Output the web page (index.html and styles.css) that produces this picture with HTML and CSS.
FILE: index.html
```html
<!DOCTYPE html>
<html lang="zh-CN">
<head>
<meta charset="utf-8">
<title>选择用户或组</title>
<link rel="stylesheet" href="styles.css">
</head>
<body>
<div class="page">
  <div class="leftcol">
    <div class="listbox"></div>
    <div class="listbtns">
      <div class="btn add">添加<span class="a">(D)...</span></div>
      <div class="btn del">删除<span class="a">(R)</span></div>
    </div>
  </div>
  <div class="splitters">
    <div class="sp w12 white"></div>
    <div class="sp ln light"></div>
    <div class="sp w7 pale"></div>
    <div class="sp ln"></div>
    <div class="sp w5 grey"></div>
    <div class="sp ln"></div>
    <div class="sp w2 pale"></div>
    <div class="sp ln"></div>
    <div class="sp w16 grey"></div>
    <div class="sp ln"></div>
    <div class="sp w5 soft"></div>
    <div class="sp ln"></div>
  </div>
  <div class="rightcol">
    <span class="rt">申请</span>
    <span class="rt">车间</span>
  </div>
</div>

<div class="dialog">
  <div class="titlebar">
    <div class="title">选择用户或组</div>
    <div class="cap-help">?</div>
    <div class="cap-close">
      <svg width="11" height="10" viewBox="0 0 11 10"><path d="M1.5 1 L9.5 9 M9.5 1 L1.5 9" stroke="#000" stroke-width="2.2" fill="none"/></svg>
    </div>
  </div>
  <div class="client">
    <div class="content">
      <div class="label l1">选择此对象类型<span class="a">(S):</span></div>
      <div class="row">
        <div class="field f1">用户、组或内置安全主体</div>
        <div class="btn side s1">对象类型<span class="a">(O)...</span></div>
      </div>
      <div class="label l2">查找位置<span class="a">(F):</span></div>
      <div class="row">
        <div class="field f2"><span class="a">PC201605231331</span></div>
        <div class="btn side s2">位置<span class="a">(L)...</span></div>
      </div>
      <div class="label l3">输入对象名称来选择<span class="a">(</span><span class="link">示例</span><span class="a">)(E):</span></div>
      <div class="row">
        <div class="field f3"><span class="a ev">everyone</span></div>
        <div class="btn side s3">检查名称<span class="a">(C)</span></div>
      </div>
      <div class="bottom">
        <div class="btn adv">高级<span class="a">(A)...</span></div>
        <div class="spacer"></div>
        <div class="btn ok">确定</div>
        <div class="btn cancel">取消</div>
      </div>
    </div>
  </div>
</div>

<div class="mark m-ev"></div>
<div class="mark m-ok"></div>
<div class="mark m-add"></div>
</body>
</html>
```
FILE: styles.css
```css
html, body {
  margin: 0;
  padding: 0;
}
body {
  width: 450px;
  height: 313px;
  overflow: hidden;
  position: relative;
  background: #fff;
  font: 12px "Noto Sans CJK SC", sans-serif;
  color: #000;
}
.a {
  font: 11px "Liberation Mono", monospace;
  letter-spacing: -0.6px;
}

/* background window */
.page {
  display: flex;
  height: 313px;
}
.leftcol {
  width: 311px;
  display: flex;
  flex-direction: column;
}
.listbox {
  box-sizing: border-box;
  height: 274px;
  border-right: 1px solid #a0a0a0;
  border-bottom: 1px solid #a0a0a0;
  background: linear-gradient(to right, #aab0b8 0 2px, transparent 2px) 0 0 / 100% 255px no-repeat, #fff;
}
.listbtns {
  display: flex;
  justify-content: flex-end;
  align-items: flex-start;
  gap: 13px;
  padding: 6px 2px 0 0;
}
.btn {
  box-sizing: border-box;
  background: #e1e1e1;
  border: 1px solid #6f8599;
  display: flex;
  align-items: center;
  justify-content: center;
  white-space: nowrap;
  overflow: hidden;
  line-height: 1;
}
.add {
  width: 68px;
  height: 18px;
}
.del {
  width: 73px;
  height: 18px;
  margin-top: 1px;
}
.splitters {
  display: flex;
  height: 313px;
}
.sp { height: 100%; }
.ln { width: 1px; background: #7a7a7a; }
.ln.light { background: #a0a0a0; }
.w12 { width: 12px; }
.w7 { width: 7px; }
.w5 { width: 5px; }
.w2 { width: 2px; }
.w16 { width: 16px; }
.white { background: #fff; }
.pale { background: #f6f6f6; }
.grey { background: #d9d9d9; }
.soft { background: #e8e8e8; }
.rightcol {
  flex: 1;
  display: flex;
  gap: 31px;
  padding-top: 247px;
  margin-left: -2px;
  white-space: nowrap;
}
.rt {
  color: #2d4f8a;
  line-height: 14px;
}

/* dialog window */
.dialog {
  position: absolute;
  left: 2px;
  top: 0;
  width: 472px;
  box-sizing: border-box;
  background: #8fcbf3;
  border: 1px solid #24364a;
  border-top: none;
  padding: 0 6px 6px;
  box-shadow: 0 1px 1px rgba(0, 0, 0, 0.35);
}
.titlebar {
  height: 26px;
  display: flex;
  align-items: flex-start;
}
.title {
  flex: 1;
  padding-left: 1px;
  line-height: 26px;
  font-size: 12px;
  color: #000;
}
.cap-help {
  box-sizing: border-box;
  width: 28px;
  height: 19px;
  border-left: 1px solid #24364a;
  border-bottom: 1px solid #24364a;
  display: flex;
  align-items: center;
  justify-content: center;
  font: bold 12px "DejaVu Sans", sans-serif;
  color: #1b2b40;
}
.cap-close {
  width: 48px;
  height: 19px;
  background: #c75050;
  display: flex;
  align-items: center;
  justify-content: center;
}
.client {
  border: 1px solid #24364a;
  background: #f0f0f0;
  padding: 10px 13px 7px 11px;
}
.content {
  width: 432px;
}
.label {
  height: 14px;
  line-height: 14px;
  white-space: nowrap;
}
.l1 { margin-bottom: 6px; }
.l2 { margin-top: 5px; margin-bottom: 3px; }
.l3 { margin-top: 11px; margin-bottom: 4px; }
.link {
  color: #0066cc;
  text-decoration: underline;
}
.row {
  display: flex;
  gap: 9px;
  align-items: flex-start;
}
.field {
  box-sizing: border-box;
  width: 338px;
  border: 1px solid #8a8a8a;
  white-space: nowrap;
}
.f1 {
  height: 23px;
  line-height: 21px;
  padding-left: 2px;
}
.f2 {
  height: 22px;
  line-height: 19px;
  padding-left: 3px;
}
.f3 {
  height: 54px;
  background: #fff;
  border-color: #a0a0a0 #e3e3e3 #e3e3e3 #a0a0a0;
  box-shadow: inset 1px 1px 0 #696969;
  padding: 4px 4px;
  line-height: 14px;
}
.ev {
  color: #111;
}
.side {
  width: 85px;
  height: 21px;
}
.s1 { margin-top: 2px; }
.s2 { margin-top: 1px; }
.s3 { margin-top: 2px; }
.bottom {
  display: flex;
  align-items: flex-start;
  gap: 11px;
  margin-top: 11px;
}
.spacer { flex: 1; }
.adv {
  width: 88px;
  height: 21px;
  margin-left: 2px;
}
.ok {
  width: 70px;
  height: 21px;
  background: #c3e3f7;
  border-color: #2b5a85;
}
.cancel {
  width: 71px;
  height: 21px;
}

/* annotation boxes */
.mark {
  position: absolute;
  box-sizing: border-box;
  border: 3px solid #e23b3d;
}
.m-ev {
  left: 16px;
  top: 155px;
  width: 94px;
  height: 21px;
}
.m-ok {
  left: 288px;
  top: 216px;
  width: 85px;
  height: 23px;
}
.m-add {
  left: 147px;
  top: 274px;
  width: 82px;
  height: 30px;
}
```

==

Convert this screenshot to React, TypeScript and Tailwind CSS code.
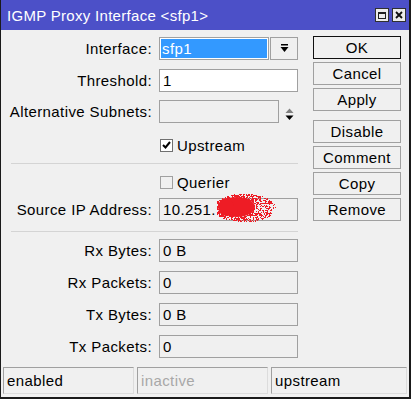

* * *

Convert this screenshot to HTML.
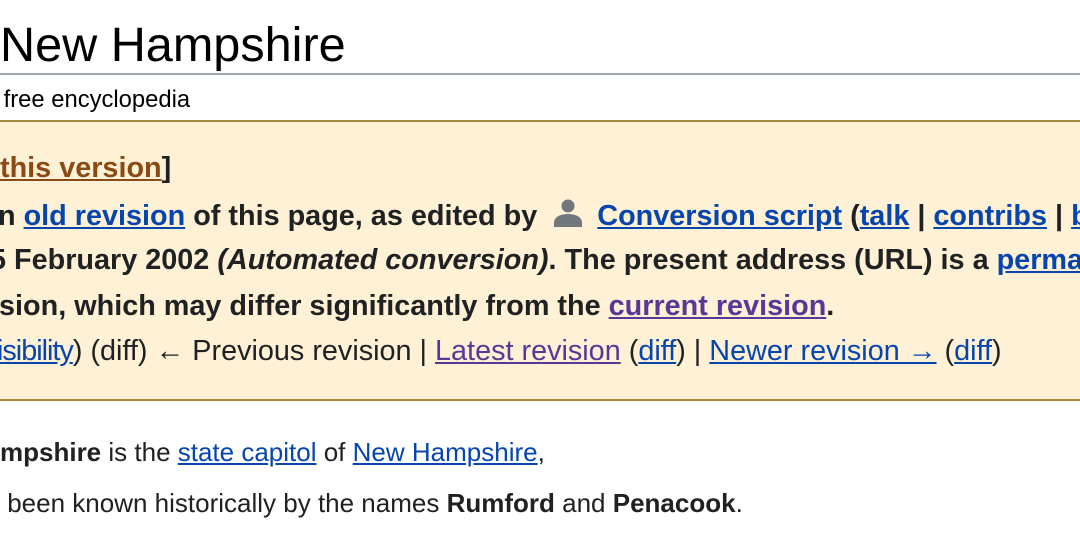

> [Given instruction]
Filter the data, keeping only the lines that contain "Convert".

> [Result of the task]
Convert this screenshot to React, TypeScript and Tailwind CSS code.
Convert this screenshot to HTML.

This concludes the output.